Here are the highlights for the advantages of the gold standard:
- Paper currency has no intrinsic value because it isn't gold and isn't convertible to gold.
- Governments, politicians, and central banks often cause massive inflation of the currency.
- A gold standard makes it impossible for politicians or a central bank to inflate currency. The value of our national currency can stay stable for decades or longer.
- A gold standard forces the government to behave soundly, to avoid budget or trade deficits, in order to preserve the country's gold store.
- If there's a gold standard, we can return to using gold coins, which have intrinsic value in the precious metal.
- The gold-based currencies are subject to attack by currency speculators. That's why there are no longer any gold-based currencies.
- A gold-based currency doesn't necessarily stop governments from misbehaving. Governments have been known to run deficits and ended up bankrupting their precious metal reserves.
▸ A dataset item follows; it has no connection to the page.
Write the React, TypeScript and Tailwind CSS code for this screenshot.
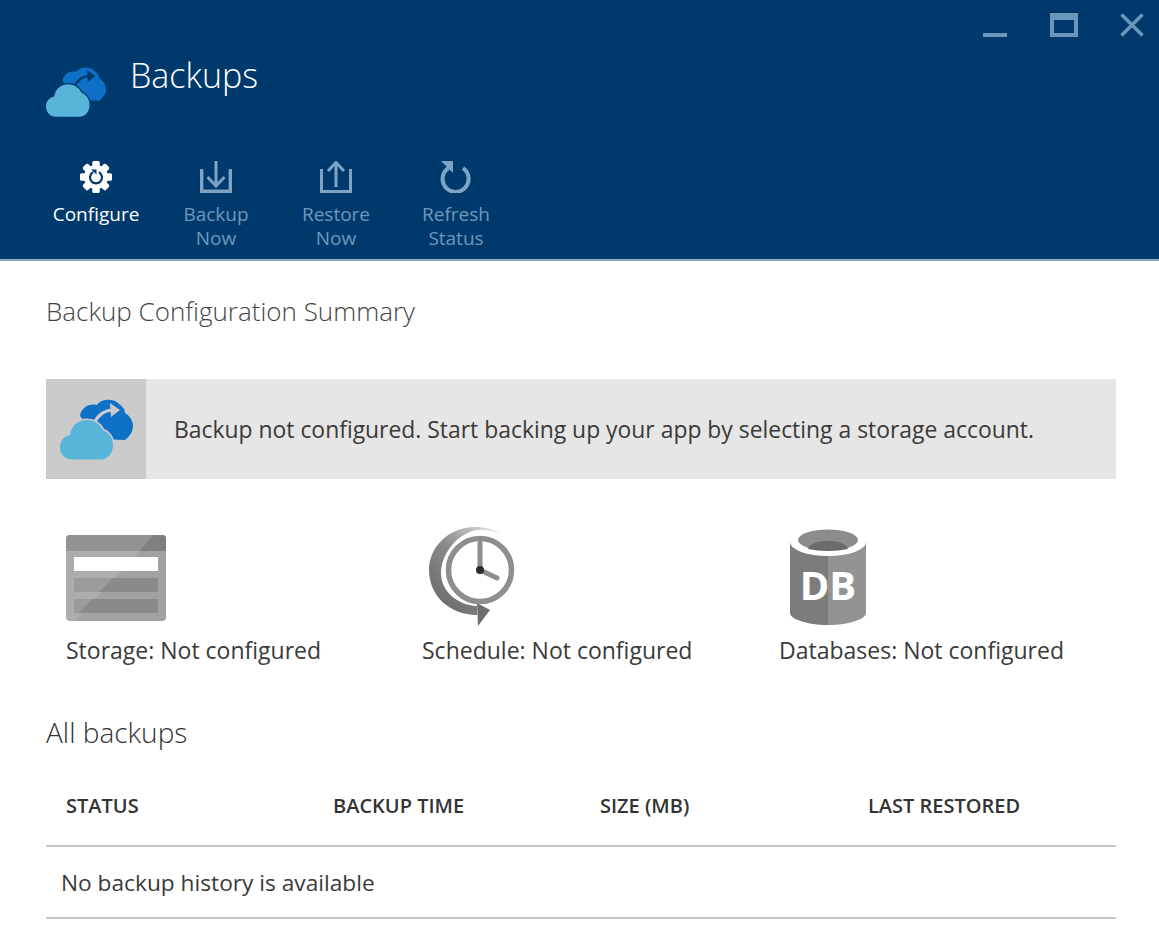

- The gold standard favors one kind of wealth over all others. Gains in non-gold wealth (agriculture, housing, infrastructure, a varied economy) are devalued unless there is also significant growth in gold holdings. That was possible during the mining boom in the 1800's, but not likely now.
- The inflexibility of the gold standard can lead to deflation, which has much worse economic effects than slight inflation rate of 1-2%.
- The history of financial panics in the 19th century doesn't support the idea that the gold standard promotes economic stability.